A theoretical Question. I have a battery and a resistor attached in series. Battery is 1V(maximum power it can diliver is 1W) and the resistor is 0.1Ohm(Capable of dissipating 100W). What will be the voltage and current across the resistor.
If we calculate by the power supplied by the battery than V=IR (Ohm's law fails) and otherway around KVL fails. Any help will be appreciated.

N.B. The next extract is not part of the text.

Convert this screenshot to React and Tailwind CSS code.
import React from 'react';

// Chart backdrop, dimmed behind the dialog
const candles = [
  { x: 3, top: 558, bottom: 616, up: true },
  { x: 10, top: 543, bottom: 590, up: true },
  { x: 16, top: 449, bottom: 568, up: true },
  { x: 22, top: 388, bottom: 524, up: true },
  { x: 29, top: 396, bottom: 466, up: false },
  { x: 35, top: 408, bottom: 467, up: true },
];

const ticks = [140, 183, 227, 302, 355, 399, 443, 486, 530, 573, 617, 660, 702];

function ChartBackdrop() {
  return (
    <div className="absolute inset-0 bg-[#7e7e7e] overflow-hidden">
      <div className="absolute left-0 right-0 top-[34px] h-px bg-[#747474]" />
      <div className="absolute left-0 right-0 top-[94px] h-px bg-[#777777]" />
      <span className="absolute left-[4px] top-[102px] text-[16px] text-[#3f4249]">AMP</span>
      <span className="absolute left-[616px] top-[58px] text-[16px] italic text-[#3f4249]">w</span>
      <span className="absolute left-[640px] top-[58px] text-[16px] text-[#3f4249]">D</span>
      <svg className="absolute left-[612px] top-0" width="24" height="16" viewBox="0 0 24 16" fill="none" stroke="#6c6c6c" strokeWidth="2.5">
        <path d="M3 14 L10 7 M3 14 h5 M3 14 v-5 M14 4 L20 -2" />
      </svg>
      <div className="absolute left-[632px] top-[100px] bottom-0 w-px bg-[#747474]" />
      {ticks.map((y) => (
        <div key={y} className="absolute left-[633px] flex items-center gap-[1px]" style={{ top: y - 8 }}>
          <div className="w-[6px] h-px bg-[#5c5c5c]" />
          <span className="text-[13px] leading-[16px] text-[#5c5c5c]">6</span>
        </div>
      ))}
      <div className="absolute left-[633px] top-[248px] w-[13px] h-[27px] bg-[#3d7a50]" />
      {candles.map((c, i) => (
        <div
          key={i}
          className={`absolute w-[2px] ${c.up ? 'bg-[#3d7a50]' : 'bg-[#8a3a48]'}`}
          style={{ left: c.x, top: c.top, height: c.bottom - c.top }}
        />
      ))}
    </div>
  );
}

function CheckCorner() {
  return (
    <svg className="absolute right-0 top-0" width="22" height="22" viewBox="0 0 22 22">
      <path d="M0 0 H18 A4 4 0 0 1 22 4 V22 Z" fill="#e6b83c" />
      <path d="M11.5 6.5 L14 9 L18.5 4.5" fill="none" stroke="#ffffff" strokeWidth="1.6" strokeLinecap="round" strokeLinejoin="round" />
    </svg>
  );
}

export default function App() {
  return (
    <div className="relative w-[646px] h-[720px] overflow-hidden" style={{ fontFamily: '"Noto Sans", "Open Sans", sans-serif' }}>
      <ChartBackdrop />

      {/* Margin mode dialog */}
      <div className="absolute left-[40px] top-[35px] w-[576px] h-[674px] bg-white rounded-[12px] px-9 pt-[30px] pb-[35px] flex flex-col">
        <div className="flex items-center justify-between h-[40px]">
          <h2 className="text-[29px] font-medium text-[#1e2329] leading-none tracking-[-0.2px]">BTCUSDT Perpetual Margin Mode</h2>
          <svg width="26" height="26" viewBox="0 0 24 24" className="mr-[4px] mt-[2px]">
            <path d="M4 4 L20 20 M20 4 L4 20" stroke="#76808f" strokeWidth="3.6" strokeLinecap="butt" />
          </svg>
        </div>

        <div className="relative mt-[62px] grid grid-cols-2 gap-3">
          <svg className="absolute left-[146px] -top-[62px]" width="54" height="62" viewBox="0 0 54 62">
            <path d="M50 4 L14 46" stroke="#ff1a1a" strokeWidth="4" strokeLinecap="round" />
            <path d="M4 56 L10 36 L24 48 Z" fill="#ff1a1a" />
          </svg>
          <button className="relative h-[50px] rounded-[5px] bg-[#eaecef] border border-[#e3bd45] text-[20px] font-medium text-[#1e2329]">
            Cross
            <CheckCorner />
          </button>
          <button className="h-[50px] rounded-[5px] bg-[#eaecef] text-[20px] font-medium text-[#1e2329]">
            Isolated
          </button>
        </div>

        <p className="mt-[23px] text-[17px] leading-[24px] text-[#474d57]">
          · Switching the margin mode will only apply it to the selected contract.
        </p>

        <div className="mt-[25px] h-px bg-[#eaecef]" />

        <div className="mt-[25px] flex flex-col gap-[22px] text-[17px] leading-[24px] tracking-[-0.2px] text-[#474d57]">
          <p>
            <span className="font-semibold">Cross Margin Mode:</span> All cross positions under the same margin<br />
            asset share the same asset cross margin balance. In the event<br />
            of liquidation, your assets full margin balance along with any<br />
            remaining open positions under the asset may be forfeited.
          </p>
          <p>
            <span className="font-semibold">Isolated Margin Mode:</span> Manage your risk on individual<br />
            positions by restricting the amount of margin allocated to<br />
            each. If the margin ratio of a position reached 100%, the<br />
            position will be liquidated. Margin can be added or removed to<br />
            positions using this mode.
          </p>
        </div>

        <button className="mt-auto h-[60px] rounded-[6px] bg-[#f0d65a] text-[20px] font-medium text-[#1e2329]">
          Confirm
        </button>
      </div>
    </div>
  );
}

Delivered power = 1W at Rsource=Rload
and voltage across Rload = 1/2 Volt
Pload = Vload^2/Rload ---> Rload = Vload^2/Pload ---> Rload = 0.5V^2/1W = 0.25 Ohm
and because in this case Rsource = Rload
---> internal resistance of the battery Rsource = 0.25 Ohm
Delivered power = 1W at Rsource=Rload
and voltage across Rload = 1/2 Volt
Pload = Vload^2/Rload ---> Rload = Vload^2/Pload ---> Rload = 0.5V^2/1W = 0.25 Ohm
and because in this case Rsource = Rload
---> internal resistance of the battery Rsource = 0.25 Ohm
How is the Voltage across Rload =0.5V it will be only in the case when Rload = Rsource but you have calculated Rsource to be 0.25Ohm while Rload is 0.1 Ohm. What will be the current flowing in the circuit.
According to my knowledge I think the Current will be 10A which means that 10W will be required which the battery is unable to supply that is why the voltage drops to 0.1V to keep the power at 1W.
I doubt that it's of much use to guess about the battery. There should be a clarification first.
- Trivial point. The battery voltage is said to be 1 V in post #1 and 12 V in post #5. What's right?
- does max. output 1W define an internal resistance? Although it's a usual specification for RF, it's rarely used for DC sources (except for specification of intrinsic safe circuits).
In this case, you should draw an equivalent circuit that shows the internal battery impedance. It will hopefully help to clarify the circuit behaviour.